● **EXERCISE AIM**
Every line that holds "React" should be shown.

══ SUPPLIED MATERIAL

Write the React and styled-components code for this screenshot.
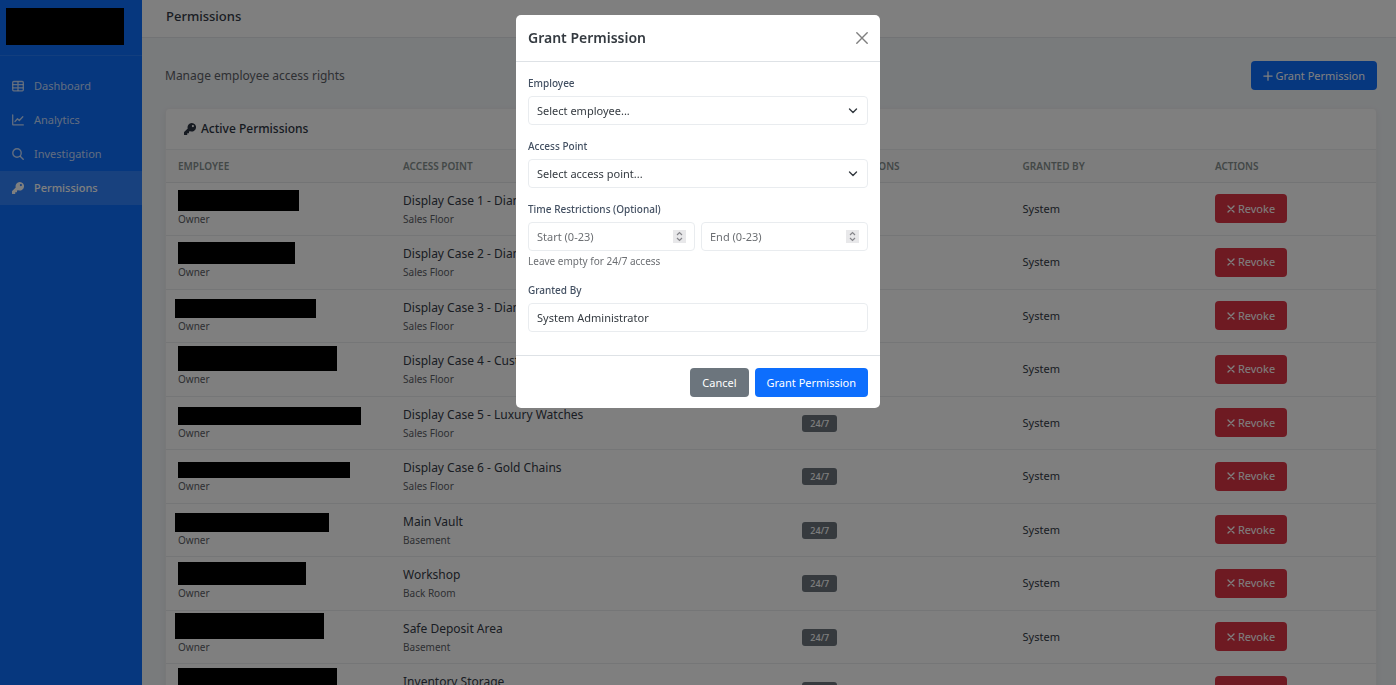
import React from "react";
import styled, { createGlobalStyle } from "styled-components";

const Global = createGlobalStyle`
  * { box-sizing: border-box; }
  body {
    margin: 0;
    font-family: "Noto Sans", sans-serif;
    font-size: 12px;
    line-height: 18px;
    color: #212529;
    background: #f3f6f9;
    height: 100vh;
    overflow: hidden;
  }
  button, input, select { font: inherit; }
`;

const Shell = styled.div`
  display: flex;
  align-items: stretch;
  min-height: 100vh;
`;

const Sidebar = styled.aside`
  flex: 0 0 142px;
  background: #0d6efd;
`;

const Brand = styled.div`
  height: 56px;
  padding: 8px 18px 0 6px;
  border-bottom: 1px solid rgba(255, 255, 255, 0.1);
`;

const Nav = styled.nav`
  display: flex;
  flex-direction: column;
  padding-top: 13px;
`;

const NavLink = styled.a`
  display: flex;
  align-items: center;
  gap: 10px;
  height: 34px;
  padding: 0 12px;
  text-decoration: none;
  font-size: 11px;
  font-weight: ${(p) => (p.$active ? 500 : 400)};
  color: ${(p) => (p.$active ? "#fff" : "rgba(255,255,255,0.75)")};
  background: ${(p) => (p.$active ? "rgba(255,255,255,0.15)" : "transparent")};
`;

const Main = styled.div`
  flex: 1;
  min-width: 0;
`;

const TopBar = styled.header`
  height: 38px;
  padding: 4px 24px;
  background: #fff;
  border-bottom: 1px solid #e4e7ea;
`;

const PageTitle = styled.h1`
  margin: 0;
  font-size: 13px;
  line-height: 24px;
  font-weight: 500;
  color: #343a46;
`;

const Content = styled.main`
  padding: 23px 19px 0 23px;
`;

const Intro = styled.div`
  display: flex;
  align-items: center;
  justify-content: space-between;
  margin-bottom: 18px;
  color: #5c6066;
`;

const Button = styled.button`
  display: inline-flex;
  align-items: center;
  justify-content: center;
  gap: 3px;
  height: 29px;
  padding: 0 12px;
  border: 0;
  border-radius: 4px;
  font-size: 11px;
  color: #fff;
  background: ${(p) => ({ primary: "#0d6efd", danger: "#dc3545", secondary: "#6c757d" })[p.$tone]};
`;

const Card = styled.section`
  background: #fff;
  border: 1px solid #f0f1f3;
  border-radius: 4px;
  box-shadow: 0 2px 6px rgba(0, 0, 0, 0.06);
`;

const CardTitle = styled.h2`
  display: flex;
  align-items: center;
  gap: 5px;
  height: 41px;
  margin: 0;
  padding: 0 18px;
  border-bottom: 1px solid #eceef0;
  font-size: 12px;
  font-weight: 500;
  color: #2c3442;
`;

const Table = styled.table`
  width: 100%;
  table-layout: fixed;
  border-collapse: collapse;
`;

const Col = styled.col`
  width: ${(p) => p.$share}%;
`;

const Th = styled.th`
  height: 32px;
  padding: 0 12px;
  border-bottom: 1px solid #e6e8ea;
  background: #fafafa;
  text-align: left;
  font-size: 10px;
  font-weight: 600;
  color: #86908f;
`;

const Row = styled.tr`
  height: 53px;
  &:nth-child(even) { height: 54px; }
`;

const Td = styled.td`
  padding: 0 12px;
  border-bottom: 1px solid #eaecee;
  font-size: 11px;
  vertical-align: middle;
  color: #343a46;
`;

const Primary = styled.div`
  height: 20px;
  font-size: 12px;
  line-height: 20px;
  white-space: nowrap;
`;

const Secondary = styled.div`
  font-size: 10px;
  line-height: 16px;
  color: #5c6066;
`;

const NameSlot = styled(Primary)`
  display: flex;
  align-items: flex-end;
`;

const Redaction = styled.div`
  width: ${(p) => p.$w}px;
  height: ${(p) => p.$h}px;
  margin-left: ${(p) => (p.$out ? -3 : 0)}px;
  background: #000;
`;

const BrandMark = styled.div`
  height: 37px;
  background: #000;
`;

const Badge = styled.span`
  display: inline-block;
  padding: 0 8px;
  border-radius: 3px;
  font-size: 9px;
  line-height: 17px;
  font-weight: 500;
  color: #fff;
  background: #6c757d;
`;

const Backdrop = styled.div`
  position: fixed;
  inset: 0;
  display: flex;
  align-items: flex-start;
  justify-content: center;
  padding: 15px;
  background: rgba(0, 0, 0, 0.5);
`;

const Dialog = styled.form`
  width: 364px;
  border-radius: 5px;
  overflow: hidden;
  background: #fff;
`;

const DialogHead = styled.div`
  display: flex;
  align-items: center;
  justify-content: space-between;
  height: 47px;
  padding: 0 12px;
  border-bottom: 1px solid #dee2e6;
`;

const DialogTitle = styled.h2`
  margin: 0;
  font-size: 14px;
  font-weight: 600;
  color: #343a40;
`;

const CloseButton = styled.button`
  display: flex;
  padding: 0;
  border: 0;
  background: none;
  color: #7f7f7f;
`;

const DialogBody = styled.div`
  display: flex;
  flex-direction: column;
  gap: 12px;
  padding: 12px 12px 23px;
`;

const Field = styled.div`
  display: flex;
  flex-direction: column;
`;

const labelStyle = `
  margin-bottom: 4px;
  font-size: 10px;
  line-height: 18px;
  font-weight: 500;
  color: #435062;
`;

const Label = styled.label`${labelStyle}`;
const GroupLabel = styled.div`${labelStyle}`;

const Input = styled.input`
  width: 100%;
  min-width: 0;
  height: 29px;
  padding: 0 8px;
  border: 1px solid #e9ecef;
  border-radius: 4px;
  font-size: 11px;
  color: #343a40;
  background: #fff;
  &::placeholder { color: #6c6f73; opacity: 1; }
`;

const SelectWrap = styled.div`
  position: relative;
  display: flex;
  & > svg {
    position: absolute;
    right: 10px;
    top: 9px;
    pointer-events: none;
  }
`;

const Select = styled(Input).attrs({ as: "select" })`
  appearance: none;
`;

const Hours = styled.div`
  display: grid;
  grid-template-columns: 1fr 1fr;
  gap: 6px;
`;

const NumberWrap = styled.div`
  position: relative;
  display: flex;
  input { appearance: textfield; }
  & > svg {
    position: absolute;
    right: 9px;
    top: 8px;
    pointer-events: none;
  }
`;

const Hint = styled.small`
  margin-top: 2px;
  font-size: 10px;
  line-height: 16px;
  color: #6c6f73;
`;

const DialogFoot = styled.div`
  display: flex;
  justify-content: flex-end;
  gap: 6px;
  padding: 12px 12px 11px;
  border-top: 1px solid #dee2e6;
`;

const KeyIcon = () => (
  <svg width="12" height="12" viewBox="0 0 24 24" fill="currentColor" aria-hidden="true">
    <path
      fillRule="evenodd"
      d="M15.500 0a8.500 8.500 0 0 0-8 11L.8 17.700A2 2 0 0 0 0 19v4a1 1 0 0 0 1 1h4.500a1 1 0 0 0 1-1v-2.500H9a1 1 0 0 0 1-1V17l2.500-.6A8.500 8.500 0 1 0 15.500 0zm2.300 4a2.200 2.200 0 1 1 0 4.400 2.200 2.200 0 0 1 0-4.400z"
    />
  </svg>
);

const Line = ({ size = 12, stroke = 1.4, d, children }) => (
  <svg
    width={size}
    height={size}
    viewBox="0 0 12 12"
    fill="none"
    stroke="currentColor"
    strokeWidth={stroke}
    strokeLinecap="round"
    strokeLinejoin="round"
    aria-hidden="true"
  >
    {children}
    <path d={d} />
  </svg>
);

const GridIcon = () => (
  <Line stroke={1.3} d="M1 4.700H11M1 7.800H11M6 2V10.500">
    <rect x="0.700" y="1.500" width="10.600" height="9.300" rx="1" />
  </Line>
);

const ChartIcon = () => <Line stroke={1.3} d="M.7 1V10.300a.6.6 0 0 0 .6.6H11.300M3 7.500 5.500 4.800 7.300 6.500 10.800 2.800" />;

const SearchIcon = () => (
  <Line stroke={1.4} d="M8.200 8.200 11.200 11.200">
    <circle cx="5" cy="5" r="4.200" />
  </Line>
);

const PlusIcon = () => <Line size={10} stroke={1.5} d="M6 1V11M1 6H11" />;
const TimesIcon = () => <Line size={8} stroke={2} d="M1.500 1.500 10.500 10.500M10.500 1.500 1.500 10.500" />;
const CloseIcon = () => <Line d="M.8.8 11.200 11.200M11.200.8.8 11.200" />;

const Chevron = () => (
  <svg width="10" height="11" viewBox="0 0 10 11" fill="none" stroke="#343a40" strokeWidth="1.400" aria-hidden="true">
    <path d="M1.500 4 5 7.500 8.500 4" strokeLinecap="round" strokeLinejoin="round" />
  </svg>
);

const Spinner = () => (
  <svg width="13" height="13" viewBox="0 0 13 13" aria-hidden="true">
    <rect width="13" height="13" fill="#e8e8ea" />
    <path d="M4 5 6.500 2.500 9 5M4 8 6.500 10.500 9 8" fill="none" stroke="#85858a" strokeWidth="1.200" />
  </svg>
);

const nav = [
  { label: "Dashboard", icon: <GridIcon /> },
  { label: "Analytics", icon: <ChartIcon /> },
  { label: "Investigation", icon: <SearchIcon /> },
  { label: "Permissions", icon: <KeyIcon />, active: true },
];

const rows = [
  { point: "Display Case 1 - Diamond Rings", zone: "Sales Floor", w: 121, h: 21 },
  { point: "Display Case 2 - Diamonds", zone: "Sales Floor", w: 117, h: 22 },
  { point: "Display Case 3 - Diamonds", zone: "Sales Floor", w: 141, h: 19, out: true },
  { point: "Display Case 4 - Custom", zone: "Sales Floor", w: 159, h: 25 },
  { point: "Display Case 5 - Luxury Watches", zone: "Sales Floor", w: 183, h: 18 },
  { point: "Display Case 6 - Gold Chains", zone: "Sales Floor", w: 172, h: 16 },
  { point: "Main Vault", zone: "Basement", w: 154, h: 19, out: true },
  { point: "Workshop", zone: "Back Room", w: 128, h: 23 },
  { point: "Safe Deposit Area", zone: "Basement", w: 149, h: 26, out: true },
  { point: "Inventory Storage", zone: "Back Room", w: 159, h: 24 },
];

export default function App() {
  return (
    <>
      <Global />
      <Shell>
        <Sidebar>
          <Brand>
            <BrandMark />
          </Brand>
          <Nav>
            {nav.map((n) => (
              <NavLink key={n.label} href="#" $active={n.active}>
                {n.icon}
                {n.label}
              </NavLink>
            ))}
          </Nav>
        </Sidebar>
        <Main>
          <TopBar>
            <PageTitle>Permissions</PageTitle>
          </TopBar>
          <Content>
            <Intro>
              <span>Manage employee access rights</span>
              <Button type="button" $tone="primary">
                <PlusIcon />
                Grant Permission
              </Button>
            </Intro>
            <Card>
              <CardTitle>
                <KeyIcon />
                Active Permissions
              </CardTitle>
              <Table>
                <colgroup>
                  <Col $share={18.6} />
                  <Col $share={33} />
                  <Col $share={18.2} />
                  <Col $share={15.9} />
                  <Col $share={14.3} />
                </colgroup>
                <thead>
                  <tr>
                    <Th>EMPLOYEE</Th>
                    <Th>ACCESS POINT</Th>
                    <Th>TIME RESTRICTIONS</Th>
                    <Th>GRANTED BY</Th>
                    <Th>ACTIONS</Th>
                  </tr>
                </thead>
                <tbody>
                  {rows.map((r) => (
                    <Row key={r.point}>
                      <Td>
                        <NameSlot>
                          <Redaction $w={r.w} $h={r.h} $out={r.out} />
                        </NameSlot>
                        <Secondary>Owner</Secondary>
                      </Td>
                      <Td>
                        <Primary>{r.point}</Primary>
                        <Secondary>{r.zone}</Secondary>
                      </Td>
                      <Td>
                        <Badge>24/7</Badge>
                      </Td>
                      <Td>System</Td>
                      <Td>
                        <Button type="button" $tone="danger">
                          <TimesIcon />
                          Revoke
                        </Button>
                      </Td>
                    </Row>
                  ))}
                </tbody>
              </Table>
            </Card>
          </Content>
        </Main>
      </Shell>
      <Backdrop>
        <Dialog role="dialog" aria-labelledby="dialog-title">
          <DialogHead>
            <DialogTitle id="dialog-title">Grant Permission</DialogTitle>
            <CloseButton type="button" aria-label="Close">
              <CloseIcon />
            </CloseButton>
          </DialogHead>
          <DialogBody>
            <Field>
              <Label htmlFor="employee">Employee</Label>
              <SelectWrap>
                <Select id="employee">
                  <option>Select employee...</option>
                </Select>
                <Chevron />
              </SelectWrap>
            </Field>
            <Field>
              <Label htmlFor="point">Access Point</Label>
              <SelectWrap>
                <Select id="point">
                  <option>Select access point...</option>
                </Select>
                <Chevron />
              </SelectWrap>
            </Field>
            <Field role="group" aria-labelledby="hours-label">
              <GroupLabel id="hours-label">Time Restrictions (Optional)</GroupLabel>
              <Hours>
                <NumberWrap>
                  <Input type="number" min="0" max="23" placeholder="Start (0-23)" aria-label="Start hour" />
                  <Spinner />
                </NumberWrap>
                <NumberWrap>
                  <Input type="number" min="0" max="23" placeholder="End (0-23)" aria-label="End hour" />
                  <Spinner />
                </NumberWrap>
              </Hours>
              <Hint>Leave empty for 24/7 access</Hint>
            </Field>
            <Field>
              <Label htmlFor="granted">Granted By</Label>
              <Input id="granted" defaultValue="System Administrator" />
            </Field>
          </DialogBody>
          <DialogFoot>
            <Button type="button" $tone="secondary">Cancel</Button>
            <Button type="submit" $tone="primary">Grant Permission</Button>
          </DialogFoot>
        </Dialog>
      </Backdrop>
    </>
  );
}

════

● **CORRECT ANSWER**
Write the React and styled-components code for this screenshot.
import React from "react";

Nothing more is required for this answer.